§ **Given task**: Compute the number of lines that include the string "components", then output that number and nothing else.

§ **Recorded data**:

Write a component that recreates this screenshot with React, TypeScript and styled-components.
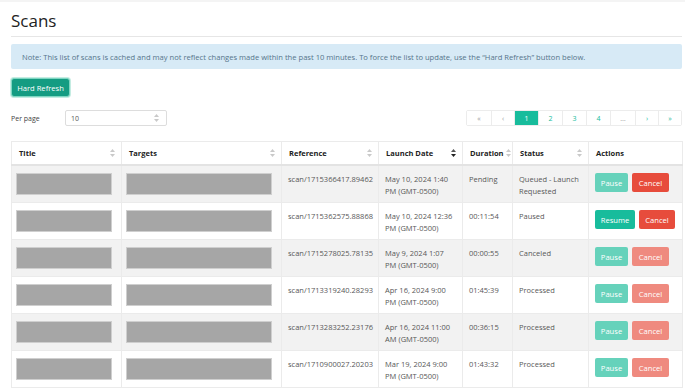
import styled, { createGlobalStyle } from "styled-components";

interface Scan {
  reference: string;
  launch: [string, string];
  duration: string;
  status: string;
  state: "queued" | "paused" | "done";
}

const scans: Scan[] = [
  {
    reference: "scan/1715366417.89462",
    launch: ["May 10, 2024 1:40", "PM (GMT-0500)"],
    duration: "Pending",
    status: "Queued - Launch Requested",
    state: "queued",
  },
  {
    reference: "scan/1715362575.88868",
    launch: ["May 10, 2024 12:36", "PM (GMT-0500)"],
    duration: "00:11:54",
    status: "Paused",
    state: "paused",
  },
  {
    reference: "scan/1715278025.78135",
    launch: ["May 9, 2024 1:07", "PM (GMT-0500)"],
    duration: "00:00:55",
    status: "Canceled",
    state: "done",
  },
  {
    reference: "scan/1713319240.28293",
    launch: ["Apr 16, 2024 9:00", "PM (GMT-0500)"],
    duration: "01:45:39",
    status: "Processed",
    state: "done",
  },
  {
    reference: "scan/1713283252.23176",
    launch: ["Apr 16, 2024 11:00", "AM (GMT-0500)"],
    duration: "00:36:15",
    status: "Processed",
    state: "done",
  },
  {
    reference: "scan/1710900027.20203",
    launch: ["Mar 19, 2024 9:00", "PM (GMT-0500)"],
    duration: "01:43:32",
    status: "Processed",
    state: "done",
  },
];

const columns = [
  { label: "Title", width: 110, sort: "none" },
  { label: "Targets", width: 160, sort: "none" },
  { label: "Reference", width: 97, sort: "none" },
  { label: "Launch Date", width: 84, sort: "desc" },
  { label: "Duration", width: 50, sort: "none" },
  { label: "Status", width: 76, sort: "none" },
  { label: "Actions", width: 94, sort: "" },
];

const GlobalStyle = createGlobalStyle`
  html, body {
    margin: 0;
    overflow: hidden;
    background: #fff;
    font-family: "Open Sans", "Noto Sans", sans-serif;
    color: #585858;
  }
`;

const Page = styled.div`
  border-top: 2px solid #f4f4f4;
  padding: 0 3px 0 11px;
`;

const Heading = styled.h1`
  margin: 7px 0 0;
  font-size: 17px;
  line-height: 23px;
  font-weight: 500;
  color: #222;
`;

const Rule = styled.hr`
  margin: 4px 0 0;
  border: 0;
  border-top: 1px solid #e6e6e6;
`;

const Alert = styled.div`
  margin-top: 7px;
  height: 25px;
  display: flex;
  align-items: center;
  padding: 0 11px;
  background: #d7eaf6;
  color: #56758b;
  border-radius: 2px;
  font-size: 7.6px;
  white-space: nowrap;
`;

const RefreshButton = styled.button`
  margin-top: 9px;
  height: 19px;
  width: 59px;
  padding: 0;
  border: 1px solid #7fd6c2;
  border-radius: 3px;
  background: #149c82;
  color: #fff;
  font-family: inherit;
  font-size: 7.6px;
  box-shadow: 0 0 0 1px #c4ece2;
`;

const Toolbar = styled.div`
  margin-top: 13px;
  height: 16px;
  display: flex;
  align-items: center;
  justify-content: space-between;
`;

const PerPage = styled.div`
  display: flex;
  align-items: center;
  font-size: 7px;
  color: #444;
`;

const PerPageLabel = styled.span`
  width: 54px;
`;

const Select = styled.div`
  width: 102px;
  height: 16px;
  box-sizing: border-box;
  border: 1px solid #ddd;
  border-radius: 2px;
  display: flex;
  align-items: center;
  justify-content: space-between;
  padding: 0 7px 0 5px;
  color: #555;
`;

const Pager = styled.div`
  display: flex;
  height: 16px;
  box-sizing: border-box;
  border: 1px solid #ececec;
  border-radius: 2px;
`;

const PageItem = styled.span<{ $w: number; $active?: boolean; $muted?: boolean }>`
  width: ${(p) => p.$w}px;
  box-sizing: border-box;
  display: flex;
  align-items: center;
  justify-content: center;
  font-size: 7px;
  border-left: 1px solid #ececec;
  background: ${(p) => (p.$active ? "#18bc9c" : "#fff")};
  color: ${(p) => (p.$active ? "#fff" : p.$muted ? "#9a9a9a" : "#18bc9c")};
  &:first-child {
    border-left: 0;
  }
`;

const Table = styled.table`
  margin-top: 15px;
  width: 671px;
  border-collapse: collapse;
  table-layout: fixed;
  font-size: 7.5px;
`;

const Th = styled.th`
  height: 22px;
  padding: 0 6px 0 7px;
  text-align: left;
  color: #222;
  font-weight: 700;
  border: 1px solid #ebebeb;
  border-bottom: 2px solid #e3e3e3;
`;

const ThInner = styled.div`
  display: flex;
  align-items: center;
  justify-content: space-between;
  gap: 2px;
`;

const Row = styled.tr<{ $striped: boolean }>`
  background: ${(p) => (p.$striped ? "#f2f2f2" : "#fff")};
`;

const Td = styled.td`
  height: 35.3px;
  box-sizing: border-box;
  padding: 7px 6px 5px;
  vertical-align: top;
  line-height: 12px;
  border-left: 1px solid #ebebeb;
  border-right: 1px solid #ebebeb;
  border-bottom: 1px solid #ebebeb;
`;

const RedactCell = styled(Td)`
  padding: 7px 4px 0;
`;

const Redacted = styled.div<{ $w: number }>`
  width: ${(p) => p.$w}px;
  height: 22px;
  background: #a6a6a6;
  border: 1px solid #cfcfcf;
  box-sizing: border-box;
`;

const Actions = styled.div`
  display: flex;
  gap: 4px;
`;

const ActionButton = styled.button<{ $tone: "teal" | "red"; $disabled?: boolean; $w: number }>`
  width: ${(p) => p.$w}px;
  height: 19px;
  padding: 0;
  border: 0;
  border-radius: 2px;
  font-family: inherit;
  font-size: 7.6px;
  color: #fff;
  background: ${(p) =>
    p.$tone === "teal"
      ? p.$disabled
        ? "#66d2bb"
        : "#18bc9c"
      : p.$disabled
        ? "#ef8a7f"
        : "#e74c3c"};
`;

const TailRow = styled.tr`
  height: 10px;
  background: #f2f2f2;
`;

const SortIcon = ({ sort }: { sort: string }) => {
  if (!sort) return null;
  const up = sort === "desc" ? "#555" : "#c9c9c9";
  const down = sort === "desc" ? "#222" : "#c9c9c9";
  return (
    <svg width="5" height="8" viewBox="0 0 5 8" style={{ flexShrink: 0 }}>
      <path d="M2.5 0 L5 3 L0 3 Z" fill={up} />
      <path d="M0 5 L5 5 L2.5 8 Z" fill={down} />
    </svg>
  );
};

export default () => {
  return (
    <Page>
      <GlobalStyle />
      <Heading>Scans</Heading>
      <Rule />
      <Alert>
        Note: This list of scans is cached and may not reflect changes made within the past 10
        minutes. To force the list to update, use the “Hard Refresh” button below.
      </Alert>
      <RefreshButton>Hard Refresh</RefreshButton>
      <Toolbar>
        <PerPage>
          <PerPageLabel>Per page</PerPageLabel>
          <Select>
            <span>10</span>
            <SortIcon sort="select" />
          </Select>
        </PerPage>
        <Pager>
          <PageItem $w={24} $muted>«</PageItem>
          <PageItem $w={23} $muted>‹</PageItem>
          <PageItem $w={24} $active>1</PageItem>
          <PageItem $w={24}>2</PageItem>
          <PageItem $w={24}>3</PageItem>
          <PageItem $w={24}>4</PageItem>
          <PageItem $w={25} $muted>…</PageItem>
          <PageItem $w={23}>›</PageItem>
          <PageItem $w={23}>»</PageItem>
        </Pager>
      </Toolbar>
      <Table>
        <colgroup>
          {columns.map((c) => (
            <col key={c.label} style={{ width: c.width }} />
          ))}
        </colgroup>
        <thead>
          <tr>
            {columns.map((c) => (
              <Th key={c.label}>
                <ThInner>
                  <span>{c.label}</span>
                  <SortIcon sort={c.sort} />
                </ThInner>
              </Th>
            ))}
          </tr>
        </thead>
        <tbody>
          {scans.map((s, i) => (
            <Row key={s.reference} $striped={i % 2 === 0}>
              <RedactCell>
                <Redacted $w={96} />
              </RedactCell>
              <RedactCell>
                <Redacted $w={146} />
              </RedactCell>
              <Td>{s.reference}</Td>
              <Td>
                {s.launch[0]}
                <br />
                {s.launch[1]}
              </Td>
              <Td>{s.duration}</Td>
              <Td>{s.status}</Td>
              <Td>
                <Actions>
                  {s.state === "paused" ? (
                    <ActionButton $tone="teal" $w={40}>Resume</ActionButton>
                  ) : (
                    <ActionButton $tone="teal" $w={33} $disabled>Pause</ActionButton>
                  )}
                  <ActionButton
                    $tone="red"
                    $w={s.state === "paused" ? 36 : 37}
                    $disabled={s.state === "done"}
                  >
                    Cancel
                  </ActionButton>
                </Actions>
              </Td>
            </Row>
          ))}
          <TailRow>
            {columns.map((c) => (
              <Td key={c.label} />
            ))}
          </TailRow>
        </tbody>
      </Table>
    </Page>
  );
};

§ **Reply to the task**: 2